EXTRACTED INFORMATION:
|---|

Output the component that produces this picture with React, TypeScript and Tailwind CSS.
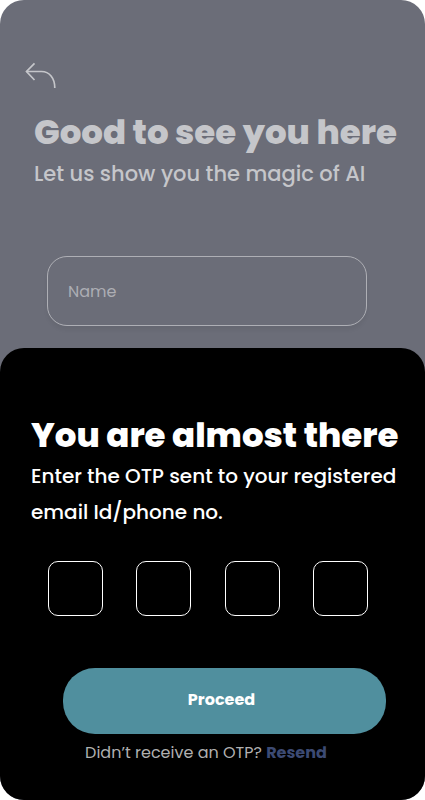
import React from "react";

const digits = ["First", "Second", "Third", "Fourth"];

function BackIcon() {
  return (
    <svg width="32" height="28" viewBox="0 0 32 28" fill="none" stroke="currentColor" strokeWidth="1.7" aria-hidden="true">
      <path d="M9.500 1.300 1.500 9.500l8 8.500" />
      <path d="M1.500 9.500H16.500c7.800 0 13.300 6.500 13.300 16.500" />
    </svg>
  );
}

export default function App() {
  return (
    <div className="bg-white font-[Poppins,Inter,sans-serif]">
      <main className="flex min-h-screen flex-col overflow-hidden rounded-3xl bg-[#6b6d78]">
        <header className="pt-[62px] pr-6 pl-[34px] text-[#c5c6ca]">
          <button type="button" aria-label="Go back" className="-ml-[9px] block">
            <BackIcon />
          </button>
          <h1 className="mt-5 text-[34px] leading-[44px] font-extrabold whitespace-nowrap">Good to see you here</h1>
          <p className="mt-1 text-[21px] leading-8 font-medium whitespace-nowrap">Let us show you the magic of AI</p>
        </header>

        <form className="mt-[66px] mr-[58px] mb-[22px] ml-[47px]">
          <input
            type="text"
            aria-label="Name"
            placeholder="Name"
            className="block h-[70px] w-full rounded-[20px] border border-[#aeafb5] bg-transparent px-5 text-base text-[#c5c6ca] shadow-[0_4px_4px_rgba(0,0,0,0.05)] outline-none placeholder:text-[#adaeb4]"
          />
        </form>

        <section aria-labelledby="otp-title" className="flex-1 rounded-t-3xl bg-black pt-[65px] pb-8 text-white">
          <h2 id="otp-title" className="pl-[31px] text-[34px] leading-[44px] font-extrabold whitespace-nowrap">
            You are almost there
          </h2>
          <p className="mt-px pr-6 pl-[31px] text-xl leading-9 font-medium">
            Enter the OTP sent to your registered email Id/phone no.
          </p>
          <form>
            <div className="mt-[31px] mr-[57px] ml-12 flex justify-between">
              {digits.map((name) => (
                <input
                  key={name}
                  type="text"
                  inputMode="numeric"
                  maxLength={1}
                  aria-label={`${name} digit`}
                  className="size-[55px] rounded-[10px] border border-white bg-transparent text-center text-xl outline-none"
                />
              ))}
            </div>
            <div className="mt-[52px] mr-[39px] ml-[63px]">
              <button type="submit" className="block h-[66px] w-full rounded-[32px] bg-[#508f9e] pr-[6px] pb-[2px] text-base font-bold">
                Proceed
              </button>
            </div>
          </form>
          <p className="mt-[7px] pr-[13px] text-center text-base text-[#b0b0b0]">
            Didn’t receive an OTP?{" "}
            <a href="#resend" className="font-bold text-[#3c4a73]">Resend</a>
          </p>
        </section>
      </main>
    </div>
  );
}
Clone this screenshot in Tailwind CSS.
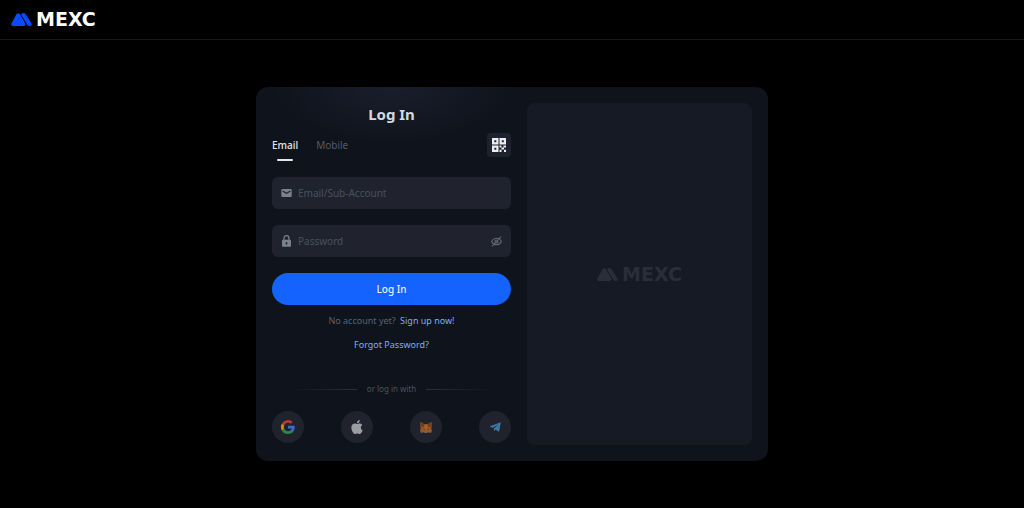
<!DOCTYPE html>
<html lang="en">
  <head>
    <meta charset="UTF-8" />
    <meta name="viewport" content="width=device-width, initial-scale=1.0" />
    <title>Log In | MEXC</title>
    <script src="https://cdn.jsdelivr.net/npm/@tailwindcss/browser@4"></script>
  </head>

  <body class="flex min-h-screen flex-col bg-black font-['Noto_Sans',sans-serif] text-[#d5d8de]">
    <header class="flex h-10 items-center border-b border-[#191919] px-[11px]">
      <a href="#" class="flex items-center gap-1 text-white" aria-label="MEXC home">
        <svg class="h-[13px] w-[21px]" viewBox="0 0 21 13" fill="#0b4bff">
          <path d="M5.400 1.200Q7.200-.8 9 1.200L14.200 10.200Q15.200 12.900 12.600 13H2.200Q-.8 12.600.6 10.200Z" />
          <path d="M10.400 1Q12.400-.9 14.600 1.200L20.400 10.300Q21.400 12.500 19 13Q17.200 13 16.500 12L10.400 2.200Z" />
        </svg>
        <span class="font-['DejaVu_Sans',sans-serif] text-[19px] leading-none font-bold">MEXC</span>
      </a>
    </header>

    <main class="flex grow items-center justify-center p-4">
      <div class="flex w-full max-w-[512px] gap-4 rounded-xl bg-[#0f131b] bg-[radial-gradient(ellipse_120px_58px_at_136px_0px,#191e2d,transparent)] p-4">
        <!-- login form -->
        <form class="min-w-0 flex-1">
          <h1 class="text-center text-[15px] leading-[22px] font-bold">Log In</h1>

          <div class="mt-2 flex items-start justify-between">
            <div class="flex gap-[18px] pt-[2px] text-[10px] leading-5">
              <button type="button" class="flex flex-col items-center gap-1 font-medium text-[#e4e6ea]">
                Email
                <span class="h-[2px] w-4 rounded-full bg-[#e4e6ea]"></span>
              </button>
              <button type="button" class="self-start text-[#545a67]">Mobile</button>
            </div>
            <button type="button" class="flex size-6 items-center justify-center rounded-sm bg-[#1f222e]" aria-label="Log in with QR code">
              <svg class="size-[14px]" viewBox="0 0 14 14" fill="#eceef1">
                <path fill-rule="evenodd" d="M0 0h6.500v6.500H0zM2.300 2.300v2h2v-2zM7.500 0H14v6.500H7.500zM9.800 2.300v2h2v-2zM0 7.500h6.500V14H0zM2.300 9.800v2h2v-2z" />
                <path d="M7.500 7.500h2v2h-2zM11.500 7.500H14v2h-2.500zM9.500 9.500h2.500v2H9.500zM7.500 11.800h2V14h-2zM12 11.800h2V14h-2z" />
              </svg>
            </button>
          </div>

          <label class="mt-4 flex h-8 items-center gap-[6px] rounded-md bg-[#20232e] px-[9px]">
            <svg class="h-3 w-[11px] shrink-0" viewBox="0 0 11 12">
              <rect x=".3" y="2" width="10.4" height="8" rx="1" fill="#7b818d" />
              <path d="M1.500 4 5.500 6.300 9.500 4" fill="none" stroke="#20232e" stroke-width="1.1" />
            </svg>
            <input type="text" aria-label="Email/Sub-Account" placeholder="Email/Sub-Account" class="min-w-0 grow bg-transparent text-[10px] outline-none placeholder:text-[#4a505d]" />
          </label>

          <label class="mt-4 flex h-8 items-center gap-[6px] rounded-md bg-[#20232e] px-[9px]">
            <svg class="h-3 w-[11px] shrink-0" viewBox="0 0 11 12">
              <path d="M3 5.500V3.300Q3 .7 5.500.7T8 3.300V5.500" fill="none" stroke="#7b818d" stroke-width="1.2" />
              <rect x="1" y="4.800" width="9" height="7" rx="1" fill="#7b818d" />
              <path d="M4.700 7.200h1.600v2.300H4.700z" fill="#20232e" />
            </svg>
            <input type="password" aria-label="Password" placeholder="Password" class="min-w-0 grow bg-transparent text-[10px] outline-none placeholder:text-[#4a505d]" />
            <button type="button" aria-label="Show password">
              <svg class="size-[11px]" viewBox="0 0 11 11" fill="none" stroke="#5f6572" stroke-width="1.1">
                <path d="M.6 5.500Q2.200 2.200 5.500 2.200T10.400 5.500Q8.800 8.800 5.500 8.800T.6 5.500ZM1 10.300 10 .7" />
                <circle cx="5.5" cy="5.5" r="1.5" />
              </svg>
            </button>
          </label>

          <button type="submit" class="mt-4 h-8 w-full rounded-full bg-[#1463ff] text-[10px] font-medium text-[#e8efff]">Log In</button>

          <p class="mt-2 text-center text-[9px] leading-4 text-[#5c626f]">
            No account yet?
            <a href="#" class="ml-[2px] text-[#83aaf7]">Sign up now!</a>
          </p>
          <p class="mt-2 text-center text-[9px] leading-4">
            <a href="#" class="text-[#83aaf7]">Forgot Password?</a>
          </p>

          <div class="mt-7 flex items-center justify-center gap-[10px] text-[8px] leading-4 text-[#4d525f]">
            <span class="h-px w-[68px] bg-linear-to-r from-transparent to-[#2b2f3b]"></span>
            or log in with
            <span class="h-px w-[68px] bg-linear-to-l from-transparent to-[#2b2f3b]"></span>
          </div>

          <div class="mt-[14px] mb-[2px] flex justify-between">
            <button type="button" class="flex size-8 items-center justify-center rounded-full bg-[#20232e]" aria-label="Google">
              <svg class="size-[14px] opacity-75" viewBox="0 0 24 24">
                <path fill="#4285f4" d="M23.500 12.300c0-.8-.1-1.600-.2-2.300H12v4.500h6.500a5.500 5.500 0 0 1-2.400 3.600v3h3.900c2.200-2.100 3.500-5.100 3.500-8.800z" />
                <path fill="#34a853" d="M12 24c3.200 0 6-1.100 8-2.900l-3.900-3a7.200 7.200 0 0 1-10.800-3.800h-4v3.100A12 12 0 0 0 12 24z" />
                <path fill="#fbbc05" d="M5.300 14.300a7.200 7.200 0 0 1 0-4.600V6.600h-4a12 12 0 0 0 0 10.800z" />
                <path fill="#ea4335" d="M12 4.800c1.800 0 3.400.6 4.600 1.800L20 3.200A12 12 0 0 0 1.300 6.600l4 3.100A7.200 7.200 0 0 1 12 4.800z" />
              </svg>
            </button>
            <button type="button" class="flex size-8 items-center justify-center rounded-full bg-[#20232e]" aria-label="Apple">
              <svg class="size-[14px]" viewBox="0 0 24 24" fill="#9b9da3">
                <path d="M12.200 6.900c-1 0-2.400-1.100-4-1C6.200 5.900 4.300 7.100 3.300 8.900c-2.100 3.700-.5 9.100 1.500 12.100 1 1.500 2.200 3.100 3.800 3 1.500-.1 2.100-1 3.900-1s2.300 1 3.900 1c1.600 0 2.700-1.500 3.700-2.900 1.100-1.700 1.600-3.300 1.600-3.400 0 0-3.100-1.200-3.200-4.800 0-3 2.500-4.400 2.600-4.500-1.400-2.100-3.600-2.300-4.400-2.400-2-.2-3.700 1.100-4.500.9zM15.500 3.800c.8-1 1.400-2.400 1.200-3.800-1.200.1-2.700.8-3.500 1.800-.8.900-1.500 2.300-1.300 3.700 1.400.1 2.800-.7 3.600-1.700z" />
              </svg>
            </button>
            <button type="button" class="flex size-8 items-center justify-center rounded-full bg-[#20232e]" aria-label="MetaMask">
              <svg class="h-[11px] w-3" viewBox="0 0 24 22">
                <path fill="#9a5722" d="M1 0 9 4.500h6L23 0l.5 8-1 5L24 17.500 22 22l-6-1.500-2 1.500h-4l-2-1.500L2 22 0 17.500 1.500 13l-1-5Z" />
                <path fill="#6b3f22" d="M1 0 9.500 6.500 8 10 1.500 9ZM23 0 14.500 6.500 16 10l6.500-1Z" />
                <path fill="#a85f22" d="M9 5h6l1 6-2 6h-4l-2-6Z" />
                <path fill="#30323b" d="m6 13 3.500.8L9 16ZM18 13l-3.500.8L15 16Z" />
                <path fill="#68676c" d="m8 19 2.500-1.500h3L16 19l-2 3h-4Z" />
              </svg>
            </button>
            <button type="button" class="flex size-8 items-center justify-center rounded-full bg-[#20232e]" aria-label="Telegram">
              <svg class="h-[10px] w-[11px]" viewBox="0 0 22 20" fill="#3f76a3">
                <path d="M21.500.5 18.500 18q-.4 1.700-2 .8L11 15l-2.700 3.500L7.500 13 17 4.500 5.500 11.500.7 10Q-.5 9 1 8Z" />
              </svg>
            </button>
          </div>
        </form>

        <!-- banner placeholder -->
        <aside class="flex w-[225px] shrink-0 items-center justify-center gap-1 rounded-lg bg-[#161a24] text-[#2a2e38]">
          <svg class="h-[13px] w-[21px]" viewBox="0 0 21 13" fill="currentColor">
            <path d="M5.400 1.200Q7.200-.8 9 1.200L14.200 10.200Q15.200 12.900 12.600 13H2.200Q-.8 12.600.6 10.200Z" />
            <path d="M10.400 1Q12.400-.9 14.600 1.200L20.400 10.300Q21.400 12.500 19 13Q17.200 13 16.500 12L10.400 2.200Z" />
          </svg>
          <span class="font-['DejaVu_Sans',sans-serif] text-[19px] leading-none font-bold">MEXC</span>
        </aside>
      </div>
    </main>
  </body>
</html>
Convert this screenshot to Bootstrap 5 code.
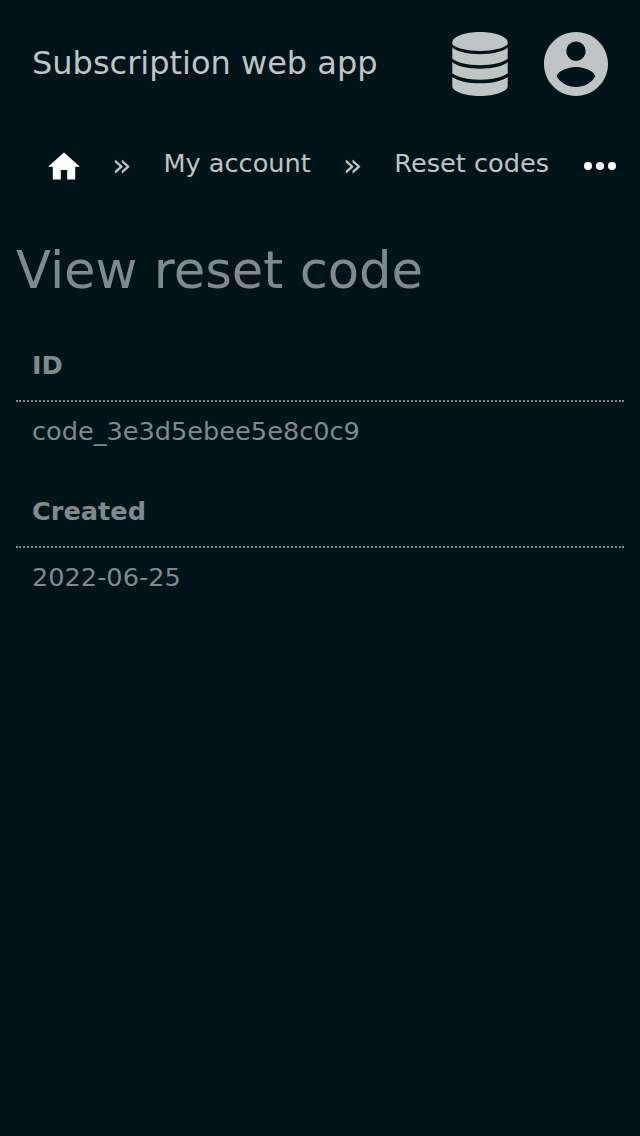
<!DOCTYPE html>
<html lang="en">
<head>
<meta charset="utf-8">
<meta name="viewport" content="width=device-width, initial-scale=1">
<title>View reset code</title>
<link href="https://cdn.jsdelivr.net/npm/bootstrap@5.3.0/dist/css/bootstrap.min.css" rel="stylesheet">
<style>
body { background: #001419; color: #80898c; font-family: "DejaVu Sans", sans-serif; font-size: 25.6px; line-height: 34px; }
.app-header { height: 128px; padding: 0 32px; color: #bfc4c5; }
.app-title { font-size: 32px; line-height: 40px; color: inherit; margin-top: -2px; }
.app-icons { gap: 36px; }
.app-icons a { color: inherit; }
.crumbs { height: 76px; padding: 0 24px 0 48px; color: #bfc4c5; }
.crumbs a { color: inherit; }
.crumb-sep { width: 83.500px; font-size: 32px; text-align: center; margin-top: -2px; }
.crumb-text { margin-top: -6px; }
.page-title { font-size: 51.2px; line-height: 60px; font-weight: 400; margin: 36px 0 0; }
.entry { margin-top: 40px; }
.entry dt { height: 62px; padding: 8px 16px 0; border-bottom: 2px dotted #80898c; font-weight: 700; }
.entry dd { height: 60px; padding: 12px 16px 0; margin: 0; }
.entry + .entry { margin-top: 24px; }
</style>
</head>
<body>
<header class="app-header d-flex align-items-center justify-content-between">
  <a class="app-title text-decoration-none" href="#">Subscription web app</a>
  <nav class="app-icons d-flex">
    <a href="#" class="d-flex" aria-label="Data">
      <svg width="56" height="64" viewBox="0 0 56 64" fill="currentColor">
        <path d="M28 0C43 0 55.700 4.500 55.700 10.500V12.300C52 16.400 41 18.900 28 18.900S4 16.400 .3 12.300V10.500C.3 4.500 13 0 28 0Z"/>
        <path d="M.3 15.800C6 20 16 22.200 28 22.200S50 20 55.700 15.800V26.800C50 31.200 40 33.200 28 33.200S6 31.200 .3 26.800Z"/>
        <path d="M.3 30.300C6 34.600 16 36.700 28 36.700S50 34.600 55.700 30.300V41.300C50 45.600 40 47.700 28 47.700S6 45.600 .3 41.300Z"/>
        <path d="M.3 44.900C6 49.100 16 51.200 28 51.200S50 49.100 55.700 44.900V54C55.700 59.500 43 64 28 64S.3 59.500 .3 54Z"/>
      </svg>
    </a>
    <a href="#" class="d-flex" aria-label="Account">
      <svg width="64" height="64" viewBox="2 2 20 20" fill="currentColor"><path d="M12 2C6.480 2 2 6.480 2 12s4.480 10 10 10 10-4.480 10-10S17.520 2 12 2zm0 3c1.660 0 3 1.340 3 3s-1.340 3-3 3-3-1.340-3-3 1.340-3 3-3zm0 14.200c-2.500 0-4.710-1.280-6-3.220.03-1.990 4-3.080 6-3.080 1.990 0 5.970 1.090 6 3.080-1.290 1.940-3.500 3.220-6 3.220z"/></svg>
    </a>
  </nav>
</header>
<nav class="crumbs d-flex align-items-center text-nowrap" aria-label="breadcrumb">
  <a href="#" class="d-flex text-white" aria-label="Home"><svg width="32" height="28" viewBox="2 2.750 20 17.500" fill="currentColor"><path d="M10 20v-6h4v6h5v-8h3L12 3 2 12h3v8z"/></svg></a>
  <span class="crumb-sep">»</span>
  <a href="#" class="crumb-text text-decoration-none">My account</a>
  <span class="crumb-sep">»</span>
  <a href="#" class="crumb-text text-decoration-none">Reset codes</a>
  <a href="#" class="d-flex ms-auto text-white" aria-label="More"><svg width="32" height="8" viewBox="0 0 32 8" fill="currentColor"><circle cx="4" cy="4" r="4"/><circle cx="16" cy="4" r="4"/><circle cx="28" cy="4" r="4"/></svg></a>
</nav>
<main class="px-3">
  <h1 class="page-title">View reset code</h1>
  <dl class="m-0">
    <div class="entry"><dt>ID</dt><dd>code_3e3d5ebee5e8c0c9</dd></div>
    <div class="entry"><dt>Created</dt><dd>2022-06-25</dd></div>
  </dl>
</main>
<script src="https://cdn.jsdelivr.net/npm/bootstrap@5.3.0/dist/js/bootstrap.bundle.min.js"></script>
</body>
</html>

|---|

SET TASK:
Copy whichever lines in the listing above contain the word "screenshot".

COMPLETED EXERCISE:
Clone this screenshot in Tailwind CSS.
Convert this screenshot to Bootstrap 5 code.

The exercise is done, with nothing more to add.